# EXERCISE DESCRIPTION
What is the count of lines in the listing below that hold the string "this"? Reply with that number alone.

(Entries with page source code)
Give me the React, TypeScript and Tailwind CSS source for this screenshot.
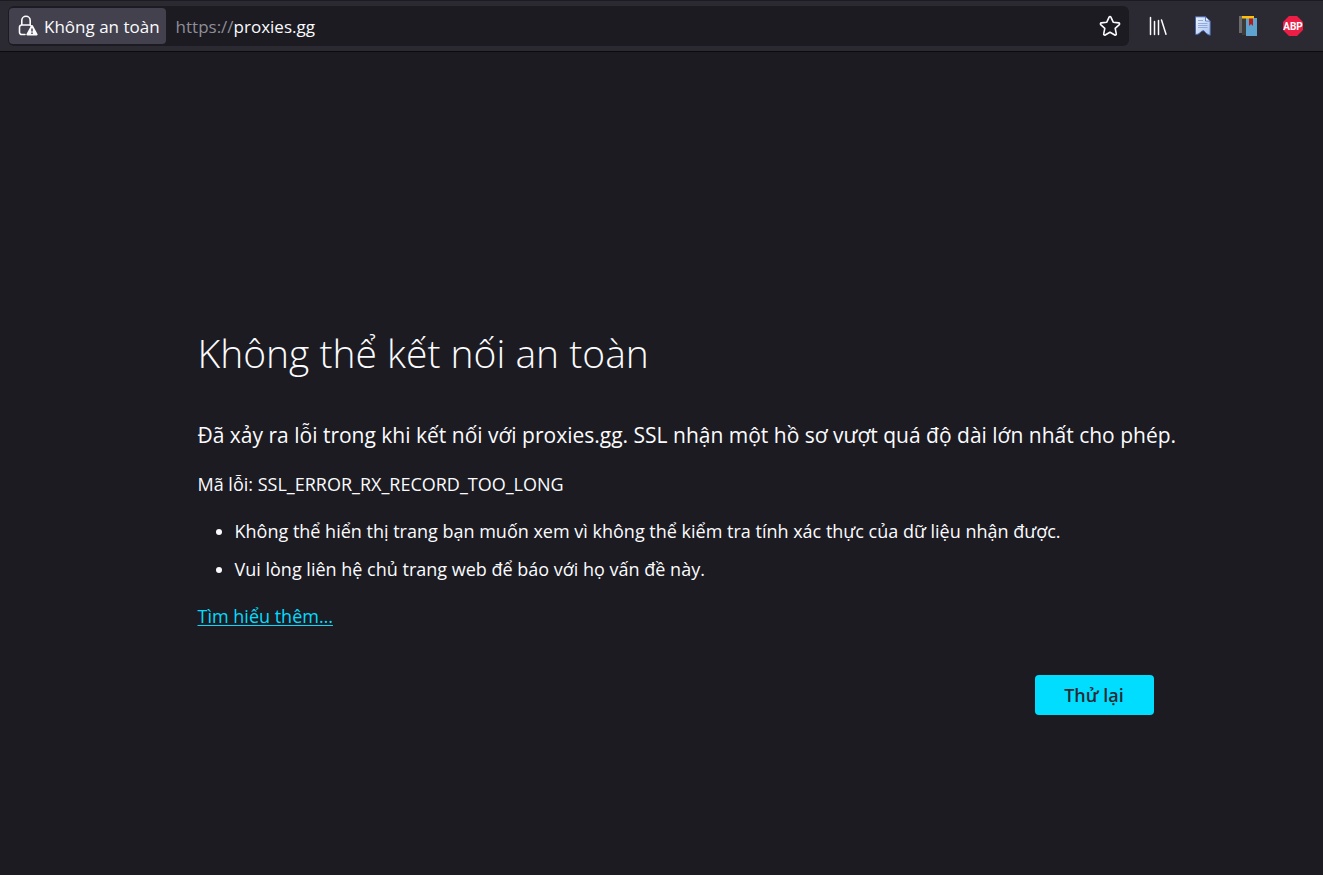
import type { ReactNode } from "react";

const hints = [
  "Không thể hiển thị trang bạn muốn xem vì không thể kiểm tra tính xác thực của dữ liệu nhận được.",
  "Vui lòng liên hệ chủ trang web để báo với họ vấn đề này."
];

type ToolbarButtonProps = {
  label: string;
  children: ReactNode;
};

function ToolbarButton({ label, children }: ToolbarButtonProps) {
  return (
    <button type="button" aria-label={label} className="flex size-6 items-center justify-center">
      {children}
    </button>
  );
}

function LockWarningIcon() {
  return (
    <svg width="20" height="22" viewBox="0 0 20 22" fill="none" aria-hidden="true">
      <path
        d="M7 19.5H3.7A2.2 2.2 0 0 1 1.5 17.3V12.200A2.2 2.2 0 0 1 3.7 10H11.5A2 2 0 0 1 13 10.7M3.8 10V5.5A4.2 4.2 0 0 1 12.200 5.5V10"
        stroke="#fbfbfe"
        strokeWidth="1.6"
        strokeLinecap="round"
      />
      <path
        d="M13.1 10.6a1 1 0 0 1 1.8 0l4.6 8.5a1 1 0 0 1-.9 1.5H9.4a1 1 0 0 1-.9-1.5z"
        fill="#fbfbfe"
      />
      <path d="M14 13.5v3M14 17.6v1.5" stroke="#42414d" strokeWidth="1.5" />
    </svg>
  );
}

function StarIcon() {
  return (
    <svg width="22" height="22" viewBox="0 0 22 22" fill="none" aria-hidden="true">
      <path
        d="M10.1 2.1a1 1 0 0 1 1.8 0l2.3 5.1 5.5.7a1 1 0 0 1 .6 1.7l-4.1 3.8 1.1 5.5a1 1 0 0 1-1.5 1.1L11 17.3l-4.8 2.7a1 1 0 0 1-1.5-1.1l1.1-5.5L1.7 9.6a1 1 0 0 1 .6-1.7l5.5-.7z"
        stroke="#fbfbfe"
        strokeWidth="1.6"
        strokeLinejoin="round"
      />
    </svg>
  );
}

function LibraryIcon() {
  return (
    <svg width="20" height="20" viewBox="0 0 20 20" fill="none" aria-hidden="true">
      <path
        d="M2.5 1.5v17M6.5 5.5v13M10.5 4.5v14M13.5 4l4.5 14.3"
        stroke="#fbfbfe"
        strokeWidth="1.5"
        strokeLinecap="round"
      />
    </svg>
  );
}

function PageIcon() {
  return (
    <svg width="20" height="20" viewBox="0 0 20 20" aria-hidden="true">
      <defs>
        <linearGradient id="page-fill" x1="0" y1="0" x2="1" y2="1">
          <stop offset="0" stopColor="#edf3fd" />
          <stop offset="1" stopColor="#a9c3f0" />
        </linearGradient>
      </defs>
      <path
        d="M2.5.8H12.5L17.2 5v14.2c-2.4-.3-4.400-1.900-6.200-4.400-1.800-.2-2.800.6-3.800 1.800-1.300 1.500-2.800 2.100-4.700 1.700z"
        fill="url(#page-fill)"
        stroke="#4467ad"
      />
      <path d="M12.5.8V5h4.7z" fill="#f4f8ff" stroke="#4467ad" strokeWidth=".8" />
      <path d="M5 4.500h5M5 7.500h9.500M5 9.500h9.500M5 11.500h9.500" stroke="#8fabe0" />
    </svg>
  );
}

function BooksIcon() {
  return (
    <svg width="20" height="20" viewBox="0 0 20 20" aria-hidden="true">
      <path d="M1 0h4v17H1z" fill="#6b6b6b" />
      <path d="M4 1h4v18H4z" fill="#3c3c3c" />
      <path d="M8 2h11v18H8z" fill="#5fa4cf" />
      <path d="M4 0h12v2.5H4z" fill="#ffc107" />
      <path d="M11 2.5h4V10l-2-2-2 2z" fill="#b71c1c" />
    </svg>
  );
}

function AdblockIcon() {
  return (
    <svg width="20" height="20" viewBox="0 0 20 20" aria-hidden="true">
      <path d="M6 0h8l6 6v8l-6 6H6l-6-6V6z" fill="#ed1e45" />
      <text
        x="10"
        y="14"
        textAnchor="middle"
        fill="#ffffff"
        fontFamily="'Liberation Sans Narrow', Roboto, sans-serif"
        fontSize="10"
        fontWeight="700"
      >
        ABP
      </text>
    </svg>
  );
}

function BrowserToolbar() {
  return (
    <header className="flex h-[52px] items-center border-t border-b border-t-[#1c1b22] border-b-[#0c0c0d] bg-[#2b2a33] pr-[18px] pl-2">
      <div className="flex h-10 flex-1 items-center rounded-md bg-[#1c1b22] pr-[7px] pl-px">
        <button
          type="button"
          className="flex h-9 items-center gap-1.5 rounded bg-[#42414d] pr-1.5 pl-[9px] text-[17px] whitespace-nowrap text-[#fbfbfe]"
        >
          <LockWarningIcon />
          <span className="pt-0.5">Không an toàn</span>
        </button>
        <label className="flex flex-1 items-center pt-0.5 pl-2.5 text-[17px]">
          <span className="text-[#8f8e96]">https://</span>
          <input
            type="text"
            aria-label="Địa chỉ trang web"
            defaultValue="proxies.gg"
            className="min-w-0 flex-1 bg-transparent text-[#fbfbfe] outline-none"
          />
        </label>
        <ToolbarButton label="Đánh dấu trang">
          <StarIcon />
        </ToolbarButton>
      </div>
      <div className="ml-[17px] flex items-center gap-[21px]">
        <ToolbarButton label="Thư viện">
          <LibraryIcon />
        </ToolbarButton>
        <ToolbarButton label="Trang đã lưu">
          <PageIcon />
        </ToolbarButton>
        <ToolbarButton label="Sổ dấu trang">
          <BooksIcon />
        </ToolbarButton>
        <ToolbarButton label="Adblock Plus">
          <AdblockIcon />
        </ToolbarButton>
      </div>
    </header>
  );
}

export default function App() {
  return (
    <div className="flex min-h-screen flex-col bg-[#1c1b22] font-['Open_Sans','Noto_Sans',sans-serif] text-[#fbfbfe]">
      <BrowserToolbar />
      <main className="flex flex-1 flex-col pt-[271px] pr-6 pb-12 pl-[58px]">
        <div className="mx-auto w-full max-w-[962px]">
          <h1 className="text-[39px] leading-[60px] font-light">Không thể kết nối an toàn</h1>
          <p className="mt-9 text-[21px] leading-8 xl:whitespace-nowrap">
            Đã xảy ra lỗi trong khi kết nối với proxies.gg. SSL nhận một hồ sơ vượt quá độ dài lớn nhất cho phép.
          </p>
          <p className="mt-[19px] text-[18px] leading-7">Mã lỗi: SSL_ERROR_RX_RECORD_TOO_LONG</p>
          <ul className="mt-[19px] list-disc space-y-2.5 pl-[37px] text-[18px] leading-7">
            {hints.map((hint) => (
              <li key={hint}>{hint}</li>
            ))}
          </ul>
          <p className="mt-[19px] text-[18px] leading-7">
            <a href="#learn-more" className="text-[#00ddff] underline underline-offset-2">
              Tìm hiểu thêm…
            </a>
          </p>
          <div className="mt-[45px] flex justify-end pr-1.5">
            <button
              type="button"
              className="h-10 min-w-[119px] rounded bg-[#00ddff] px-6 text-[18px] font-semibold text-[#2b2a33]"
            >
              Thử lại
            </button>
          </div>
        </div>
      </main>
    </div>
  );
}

* * *

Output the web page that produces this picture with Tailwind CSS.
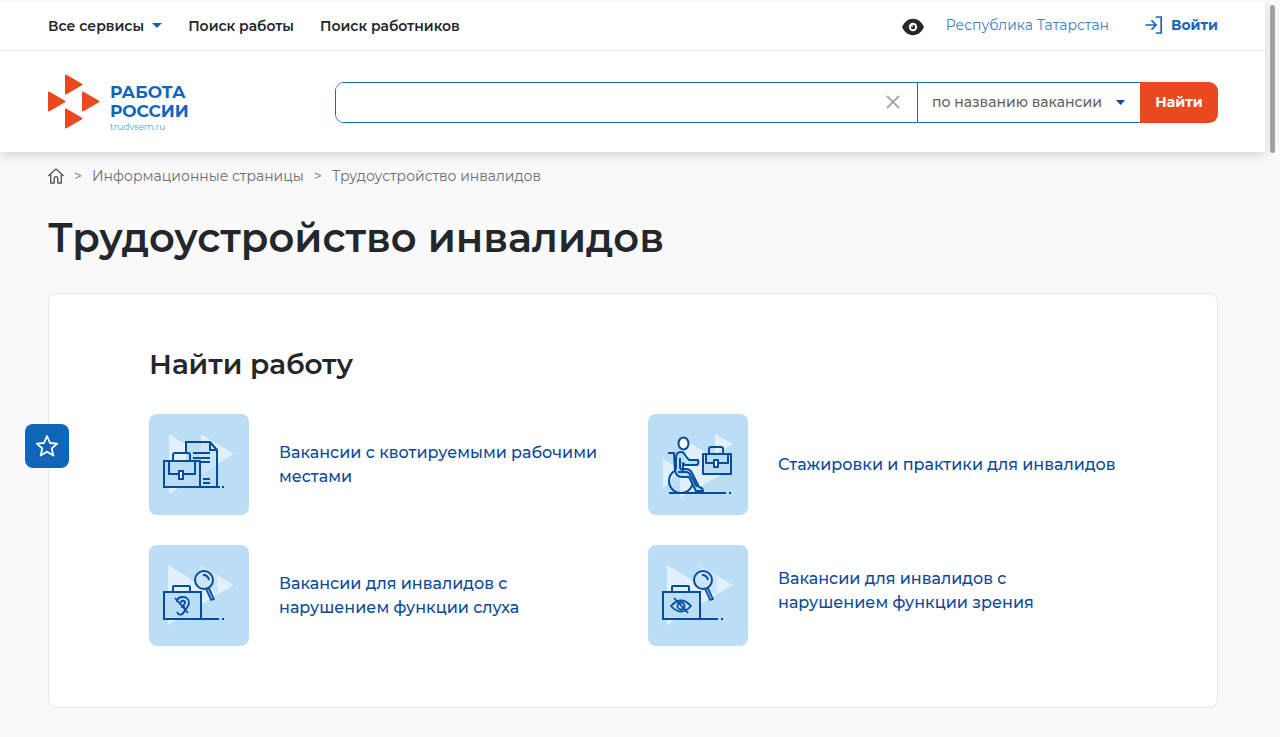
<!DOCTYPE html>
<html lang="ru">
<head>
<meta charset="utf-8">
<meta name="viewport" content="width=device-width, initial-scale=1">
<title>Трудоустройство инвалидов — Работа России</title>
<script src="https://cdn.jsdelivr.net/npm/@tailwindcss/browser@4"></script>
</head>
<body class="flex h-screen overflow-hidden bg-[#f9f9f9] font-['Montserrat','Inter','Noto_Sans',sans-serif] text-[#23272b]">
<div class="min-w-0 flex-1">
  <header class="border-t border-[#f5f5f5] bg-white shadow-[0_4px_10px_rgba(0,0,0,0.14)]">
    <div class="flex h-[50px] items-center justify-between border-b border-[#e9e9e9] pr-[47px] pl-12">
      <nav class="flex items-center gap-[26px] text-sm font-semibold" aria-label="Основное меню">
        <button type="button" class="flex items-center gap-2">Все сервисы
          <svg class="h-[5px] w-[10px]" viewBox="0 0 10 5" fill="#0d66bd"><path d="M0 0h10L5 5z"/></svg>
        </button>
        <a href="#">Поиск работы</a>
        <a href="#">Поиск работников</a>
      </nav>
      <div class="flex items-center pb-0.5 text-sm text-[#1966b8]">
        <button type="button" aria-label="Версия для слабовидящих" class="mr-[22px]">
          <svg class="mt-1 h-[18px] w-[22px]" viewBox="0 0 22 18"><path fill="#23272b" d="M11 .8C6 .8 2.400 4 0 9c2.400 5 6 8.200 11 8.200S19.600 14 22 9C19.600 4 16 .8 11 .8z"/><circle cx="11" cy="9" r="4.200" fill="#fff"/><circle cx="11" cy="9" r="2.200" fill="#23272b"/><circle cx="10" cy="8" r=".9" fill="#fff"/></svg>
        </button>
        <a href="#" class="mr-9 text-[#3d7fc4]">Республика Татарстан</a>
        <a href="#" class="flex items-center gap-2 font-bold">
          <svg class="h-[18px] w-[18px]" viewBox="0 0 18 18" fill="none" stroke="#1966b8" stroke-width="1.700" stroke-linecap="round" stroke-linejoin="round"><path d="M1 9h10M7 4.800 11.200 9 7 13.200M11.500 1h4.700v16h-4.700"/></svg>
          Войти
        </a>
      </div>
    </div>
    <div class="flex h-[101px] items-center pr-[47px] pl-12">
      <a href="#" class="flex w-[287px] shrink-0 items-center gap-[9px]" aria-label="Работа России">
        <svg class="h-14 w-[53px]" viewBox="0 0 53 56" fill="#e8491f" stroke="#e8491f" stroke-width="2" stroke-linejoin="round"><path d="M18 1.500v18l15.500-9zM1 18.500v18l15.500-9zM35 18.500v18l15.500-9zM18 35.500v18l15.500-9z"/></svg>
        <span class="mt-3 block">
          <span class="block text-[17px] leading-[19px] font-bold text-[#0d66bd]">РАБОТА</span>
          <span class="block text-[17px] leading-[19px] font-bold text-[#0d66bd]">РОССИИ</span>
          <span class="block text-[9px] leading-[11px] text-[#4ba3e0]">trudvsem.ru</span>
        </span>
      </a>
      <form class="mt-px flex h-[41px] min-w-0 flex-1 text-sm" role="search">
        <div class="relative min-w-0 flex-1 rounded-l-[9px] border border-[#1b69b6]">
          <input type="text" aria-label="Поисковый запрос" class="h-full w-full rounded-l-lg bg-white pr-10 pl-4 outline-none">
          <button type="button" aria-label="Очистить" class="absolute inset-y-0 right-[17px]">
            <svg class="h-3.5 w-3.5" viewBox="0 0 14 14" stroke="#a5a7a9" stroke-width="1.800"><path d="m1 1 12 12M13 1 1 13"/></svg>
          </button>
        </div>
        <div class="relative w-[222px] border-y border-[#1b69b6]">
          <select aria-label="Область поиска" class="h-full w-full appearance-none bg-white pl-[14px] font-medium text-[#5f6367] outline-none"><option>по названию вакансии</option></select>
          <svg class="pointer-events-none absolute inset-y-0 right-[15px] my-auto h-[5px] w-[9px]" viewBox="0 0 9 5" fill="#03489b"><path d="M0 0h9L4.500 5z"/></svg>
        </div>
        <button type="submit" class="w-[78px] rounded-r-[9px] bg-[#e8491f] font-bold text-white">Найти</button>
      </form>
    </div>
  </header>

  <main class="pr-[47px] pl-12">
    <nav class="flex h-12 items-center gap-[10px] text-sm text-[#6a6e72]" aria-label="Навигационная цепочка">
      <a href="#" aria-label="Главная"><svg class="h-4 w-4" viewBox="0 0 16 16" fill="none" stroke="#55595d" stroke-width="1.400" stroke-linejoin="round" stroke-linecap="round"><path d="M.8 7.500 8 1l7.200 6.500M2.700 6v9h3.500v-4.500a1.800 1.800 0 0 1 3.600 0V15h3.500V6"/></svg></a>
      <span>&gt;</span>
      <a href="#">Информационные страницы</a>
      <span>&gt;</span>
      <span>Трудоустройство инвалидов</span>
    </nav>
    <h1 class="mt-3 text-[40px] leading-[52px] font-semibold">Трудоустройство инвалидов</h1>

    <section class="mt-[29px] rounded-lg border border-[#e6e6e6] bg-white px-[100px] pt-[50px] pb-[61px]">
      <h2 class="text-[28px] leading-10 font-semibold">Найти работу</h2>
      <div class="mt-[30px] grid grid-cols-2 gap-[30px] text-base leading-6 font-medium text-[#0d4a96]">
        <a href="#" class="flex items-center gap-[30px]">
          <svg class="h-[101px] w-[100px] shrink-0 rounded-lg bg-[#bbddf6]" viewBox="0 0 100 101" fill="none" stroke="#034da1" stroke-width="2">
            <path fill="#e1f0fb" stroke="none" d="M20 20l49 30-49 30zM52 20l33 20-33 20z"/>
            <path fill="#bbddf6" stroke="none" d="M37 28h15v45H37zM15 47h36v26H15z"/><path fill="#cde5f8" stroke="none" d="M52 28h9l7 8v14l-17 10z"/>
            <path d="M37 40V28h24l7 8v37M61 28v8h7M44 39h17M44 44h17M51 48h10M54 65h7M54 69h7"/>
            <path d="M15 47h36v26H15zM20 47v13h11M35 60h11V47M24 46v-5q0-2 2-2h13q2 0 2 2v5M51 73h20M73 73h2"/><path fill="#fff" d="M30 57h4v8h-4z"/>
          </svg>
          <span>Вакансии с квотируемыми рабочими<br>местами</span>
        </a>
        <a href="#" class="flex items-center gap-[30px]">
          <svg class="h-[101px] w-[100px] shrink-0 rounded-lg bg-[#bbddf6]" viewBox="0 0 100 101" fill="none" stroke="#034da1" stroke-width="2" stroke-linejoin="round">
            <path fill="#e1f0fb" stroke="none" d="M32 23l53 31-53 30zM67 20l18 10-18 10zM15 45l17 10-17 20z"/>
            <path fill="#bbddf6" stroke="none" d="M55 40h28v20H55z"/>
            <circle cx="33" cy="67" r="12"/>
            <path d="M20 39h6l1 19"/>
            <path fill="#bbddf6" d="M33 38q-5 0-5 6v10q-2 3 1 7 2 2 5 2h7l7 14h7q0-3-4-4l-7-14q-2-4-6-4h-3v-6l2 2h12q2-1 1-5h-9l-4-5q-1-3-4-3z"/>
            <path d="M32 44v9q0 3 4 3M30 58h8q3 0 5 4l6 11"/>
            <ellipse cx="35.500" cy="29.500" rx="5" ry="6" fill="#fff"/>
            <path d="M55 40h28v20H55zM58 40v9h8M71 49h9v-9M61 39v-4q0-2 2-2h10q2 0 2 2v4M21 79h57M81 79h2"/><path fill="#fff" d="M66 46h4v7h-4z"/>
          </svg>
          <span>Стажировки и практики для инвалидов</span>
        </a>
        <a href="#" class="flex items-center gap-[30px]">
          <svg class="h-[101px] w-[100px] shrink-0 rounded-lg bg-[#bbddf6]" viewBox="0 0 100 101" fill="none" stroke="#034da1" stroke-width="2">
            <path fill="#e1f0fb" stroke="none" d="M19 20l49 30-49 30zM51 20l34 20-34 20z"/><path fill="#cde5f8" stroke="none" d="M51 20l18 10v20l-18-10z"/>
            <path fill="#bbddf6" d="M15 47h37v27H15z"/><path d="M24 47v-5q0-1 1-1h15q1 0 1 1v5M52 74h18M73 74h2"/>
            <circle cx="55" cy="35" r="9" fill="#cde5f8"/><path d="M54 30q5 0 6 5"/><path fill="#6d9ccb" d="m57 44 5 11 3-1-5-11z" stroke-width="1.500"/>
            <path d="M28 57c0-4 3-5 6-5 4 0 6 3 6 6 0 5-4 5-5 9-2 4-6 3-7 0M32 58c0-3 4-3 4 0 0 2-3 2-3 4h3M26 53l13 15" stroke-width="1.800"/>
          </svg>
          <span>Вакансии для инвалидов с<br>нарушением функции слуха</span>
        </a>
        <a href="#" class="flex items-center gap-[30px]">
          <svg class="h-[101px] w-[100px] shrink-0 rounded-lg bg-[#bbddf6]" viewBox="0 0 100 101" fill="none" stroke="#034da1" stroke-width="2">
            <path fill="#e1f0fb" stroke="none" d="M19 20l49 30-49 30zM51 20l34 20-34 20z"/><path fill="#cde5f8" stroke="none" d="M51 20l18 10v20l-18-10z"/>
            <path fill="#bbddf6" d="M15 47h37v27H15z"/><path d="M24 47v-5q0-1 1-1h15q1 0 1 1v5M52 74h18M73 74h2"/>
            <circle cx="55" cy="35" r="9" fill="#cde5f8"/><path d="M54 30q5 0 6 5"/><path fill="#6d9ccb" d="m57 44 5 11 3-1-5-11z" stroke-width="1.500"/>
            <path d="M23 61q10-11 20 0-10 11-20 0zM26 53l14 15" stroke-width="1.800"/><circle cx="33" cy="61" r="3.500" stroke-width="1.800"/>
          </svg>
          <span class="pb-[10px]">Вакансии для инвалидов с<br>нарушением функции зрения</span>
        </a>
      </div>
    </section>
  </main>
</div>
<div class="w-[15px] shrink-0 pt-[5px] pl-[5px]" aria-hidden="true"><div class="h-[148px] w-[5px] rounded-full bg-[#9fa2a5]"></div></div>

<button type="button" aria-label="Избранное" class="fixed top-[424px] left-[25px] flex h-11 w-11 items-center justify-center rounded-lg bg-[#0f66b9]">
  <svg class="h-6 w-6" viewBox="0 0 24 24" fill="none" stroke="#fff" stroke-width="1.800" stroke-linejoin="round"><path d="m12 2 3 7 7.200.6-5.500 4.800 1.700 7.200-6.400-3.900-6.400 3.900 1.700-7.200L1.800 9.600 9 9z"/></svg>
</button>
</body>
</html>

# WRITTEN SOLUTION
2